The land that time forgot: How crowdsourcing can help bring Cuba into the 21st CenturyFebruary 6th, 2012 by Tommaso De Benetti
Over the Christmas break I visited this tiny island that occupies such a large place in world culture and history. Explaining the country of Castro is probably impossible, but triumphant Socialism or the white sandy beaches of Varadero are far from the reality. Day-by-day Cuba revealed itself exciting, surprising and often disappointing.
Paper to the people
One thing that struck me – aside form the complete lack of consumer choice – was the amount of bureaucracy involved in… pretty much everything, from getting a seat on a bus to accessing the internet.

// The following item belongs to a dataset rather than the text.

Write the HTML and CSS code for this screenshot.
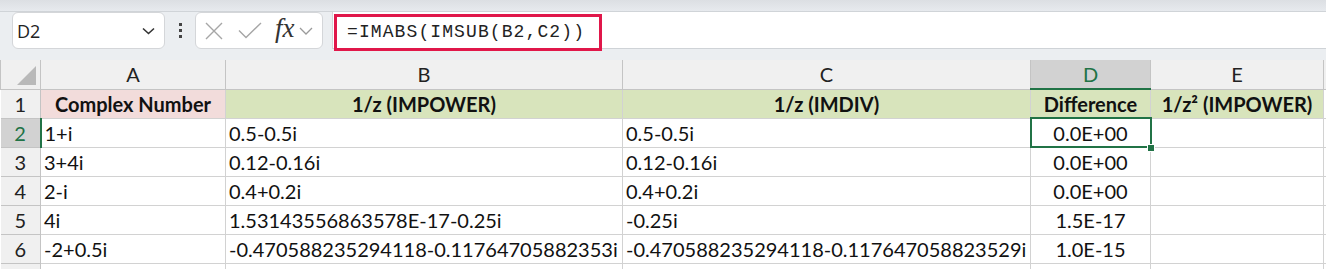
FILE: index.html
```html
<!DOCTYPE html>
<html lang="en">
<head>
    <meta charset="UTF-8">
    <title>IMABS difference sheet</title>
    <link rel="stylesheet" href="styles.css">
</head>
<body>
    <div class="ribbon-edge"></div>

    <div class="formula-bar">
        <div class="name-box">
            <span>D2</span>
            <svg class="chevron" width="13" height="8" viewBox="0 0 13 8"><path d="M1 1.5l5.5 5 5.5-5" fill="none" stroke="#333" stroke-width="1.6"/></svg>
        </div>
        <div class="dots">
            <i></i><i></i><i></i>
        </div>
        <div class="fx-box">
            <svg width="18" height="18" viewBox="0 0 18 18"><path d="M1 1l16 16M17 1L1 17" stroke="#a6a6a6" stroke-width="1.4"/></svg>
            <svg width="24" height="17" viewBox="0 0 24 17"><path d="M1 8.5l7 7L23 1" fill="none" stroke="#a6a6a6" stroke-width="1.4"/></svg>
            <span class="fx">fx</span>
            <svg width="14" height="8" viewBox="0 0 14 8"><path d="M1 1l6 6 6-6" fill="none" stroke="#9a9a9a" stroke-width="1.3"/></svg>
        </div>
        <div class="formula-input">
            <span class="formula-text">=IMABS(IMSUB(B2,C2))</span>
        </div>
    </div>

    <table class="sheet">
        <colgroup>
            <col class="w-row">
            <col class="w-a">
            <col class="w-b">
            <col class="w-c">
            <col class="w-d">
            <col class="w-e">
            <col class="w-f">
        </colgroup>
        <tr class="col-heads">
            <th class="corner"><span class="tri"></span></th>
            <th>A</th>
            <th>B</th>
            <th>C</th>
            <th class="active-col">D</th>
            <th>E</th>
            <th></th>
        </tr>
        <tr>
            <th class="row-head">1</th>
            <td class="title pink">Complex Number</td>
            <td class="title green">1/z (IMPOWER)</td>
            <td class="title green">1/z (IMDIV)</td>
            <td class="title green">Difference</td>
            <td class="title green">1/z² (IMPOWER)</td>
            <td></td>
        </tr>
        <tr>
            <th class="row-head active-row">2</th>
            <td>1+i</td>
            <td>0.5-0.5i</td>
            <td>0.5-0.5i</td>
            <td class="num selected">0.0E+00<span class="handle"></span></td>
            <td></td>
            <td></td>
        </tr>
        <tr>
            <th class="row-head">3</th>
            <td>3+4i</td>
            <td>0.12-0.16i</td>
            <td>0.12-0.16i</td>
            <td class="num">0.0E+00</td>
            <td></td>
            <td></td>
        </tr>
        <tr>
            <th class="row-head">4</th>
            <td>2-i</td>
            <td>0.4+0.2i</td>
            <td>0.4+0.2i</td>
            <td class="num">0.0E+00</td>
            <td></td>
            <td></td>
        </tr>
        <tr>
            <th class="row-head">5</th>
            <td>4i</td>
            <td>1.53143556863578E-17-0.25i</td>
            <td>-0.25i</td>
            <td class="num">1.5E-17</td>
            <td></td>
            <td></td>
        </tr>
        <tr>
            <th class="row-head">6</th>
            <td>-2+0.5i</td>
            <td>-0.470588235294118-0.11764705882353i</td>
            <td>-0.470588235294118-0.117647058823529i</td>
            <td class="num">1.0E-15</td>
            <td></td>
            <td></td>
        </tr>
        <tr>
            <th class="row-head"></th>
            <td></td>
            <td></td>
            <td></td>
            <td></td>
            <td></td>
            <td></td>
        </tr>
    </table>
</body>
</html>
```

FILE: styles.css
```css
* {
    box-sizing: border-box;
    margin: 0;
    padding: 0;
}

body {
    width: 1326px;
    height: 269px;
    overflow: hidden;
    background: #ffffff;
    font-family: 'Lato', 'Liberation Sans', sans-serif;
    color: #111;
}

/* Formula bar */
.ribbon-edge {
    height: 12px;
    background: linear-gradient(#dcdfe3, #e7eaee);
    border-bottom: 1px solid #d0d4d8;
}

.formula-bar {
    height: 48px;
    background: #ebeef1;
    display: flex;
    align-items: flex-start;
    padding-left: 12px;
}

.name-box {
    width: 153px;
    height: 37px;
    background: #fff;
    border: 1px solid #d4d6d9;
    border-radius: 6px;
    display: flex;
    align-items: center;
    justify-content: space-between;
    padding: 0 9px 0 4px;
    font-family: 'Open Sans', 'Liberation Sans', sans-serif;
    font-size: 18px;
    color: #222;
}

.dots {
    width: 30px;
    height: 37px;
    display: flex;
    flex-direction: column;
    align-items: center;
    justify-content: center;
    gap: 3px;
}

.dots i {
    width: 3px;
    height: 3px;
    background: #444;
}

.fx-box {
    width: 128px;
    height: 37px;
    background: #fff;
    border: 1px solid #d4d6d9;
    border-radius: 6px;
    display: flex;
    align-items: center;
    padding-left: 9px;
}

.fx-box svg:nth-child(1) { margin-right: 15px; }
.fx-box svg:nth-child(2) { margin-right: 13px; }

.fx {
    font-family: 'Liberation Serif', serif;
    font-style: italic;
    font-size: 27px;
    color: #333;
    margin-right: 4px;
    line-height: 1;
    margin-top: -4px;
}

.formula-input {
    flex: 1;
    height: 37px;
    margin-left: 9px;
    background: #fff;
    border-left: 1px solid #d4d6d9;
    border-bottom: 1px solid #cfd3d7;
    padding-left: 1px;
    padding-top: 2px;
}

.formula-text {
    display: inline-block;
    height: 37px;
    width: 268px;
    border: 3px solid #e0174a;
    font-family: 'Liberation Mono', monospace;
    font-size: 18px;
    letter-spacing: 1.1px;
    color: #222;
    padding: 5px 0 0 10px;
}

/* Sheet grid */
.sheet {
    border-collapse: collapse;
    table-layout: fixed;
    width: 1356px;
    font-size: 20px;
}

.w-row { width: 40px; }
.w-a { width: 185px; }
.w-b { width: 397px; }
.w-c { width: 408px; }
.w-d { width: 120px; }
.w-e { width: 173px; }
.w-f { width: 33px; }

.sheet tr {
    height: 29px;
}

.sheet td {
    border: 1px solid #d2d2d2;
    padding: 0 3px;
    white-space: nowrap;
    overflow: hidden;
    vertical-align: middle;
    color: #111;
}

.sheet th {
    background: #f0f0f0;
    border: 1px solid #c4c4c4;
    font-weight: normal;
    color: #222;
    vertical-align: middle;
}

.col-heads th {
    border-top: none;
}

.corner {
    position: relative;
    border-left: none;
}

.tri {
    position: absolute;
    right: 4px;
    bottom: 4px;
    width: 0;
    height: 0;
    border-left: 19px solid transparent;
    border-bottom: 19px solid #b9b9b9;
}

.active-col {
    background: #d2d2d2 !important;
    color: #217346 !important;
    border-bottom: 2px solid #217346 !important;
}

.row-head {
    border-left: none !important;
}

.active-row {
    background: #d2d2d2 !important;
    color: #217346 !important;
    border-right: 2px solid #217346 !important;
}

.title {
    font-weight: bold;
    text-align: center;
    color: #000;
}

.pink { background: #f2dcdb; }
.green { background: #d8e4bc; }

.num {
    text-align: center;
}

.selected {
    position: relative;
    outline: 2px solid #217346;
    outline-offset: -1px;
    overflow: visible !important;
}

.handle {
    position: absolute;
    right: -5px;
    bottom: -5px;
    width: 8px;
    height: 8px;
    background: #217346;
    border: 1px solid #fff;
}
```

As a socialist country Cuba is buried in paperwork (which may explain the shortage of toilet paper); what makes it crazy is that all that work is mostly done in vain.
As you might have heard, Cuba is one of those places where the use of the web is highly regulated. Only few selected people can obtain a connection (mostly those hosting tourists), and prices are so prohibitive that even without explicit restrictions, very few locals could afford one. We are talking prices in the order of 5 times the average monthly salary for an evening-only dial-up connection, so not exactly 100MB-per-second optic fiber.
What’s more interesting is that not even official or state-run activities seem to use any kind of intranet to coordinate their revolutionary efforts. Everything is scribbled on little pieces of paper that end up in a closet somewhere, forever forgotten. In the whole island I couldn’t find evidence of a single database where data could be cross-referenced. For a tourist, this means that you don’t know if the bus coming in 2 hours will have a free seat: you just wait and see. For Cubans, it probably means a life of unnecessary grind against an unfriendly and highly inefficient bureaucracy.
Hasta la crowd-victoria
Add these observations to the incredibly high unemployment rate among all age groups, I came to two conclusions. First: aside from the obvious goal of granting freedom of speech to all their citizens, Cuba needs reliable, fast and affordable internet connections at least as a way to provide its citizens with work. Second: crowdsourcing could play a big part in this process.
Cuba has a high level of education, so transcriptions from paper to digital formats could be a bit of a waste of potential in this specific case. But when the choice is between doing that and hanging around your front door from dusk till dawn, the decision seems easy. The concepts of crowd labor and microwork are wide enough to appeal to people of all ages and educational backgrounds.
Although Cuba is a fascinating country to visit, actually living there probably isn’t. Ordinary Cubans are crying out for the opportunities most of the world takes for granted. With some decent internet access, crowdsourcing could help kickstart this process (there is definitely no shortage of paper forms that need transcribing). It could be the start of a much needed second revolution.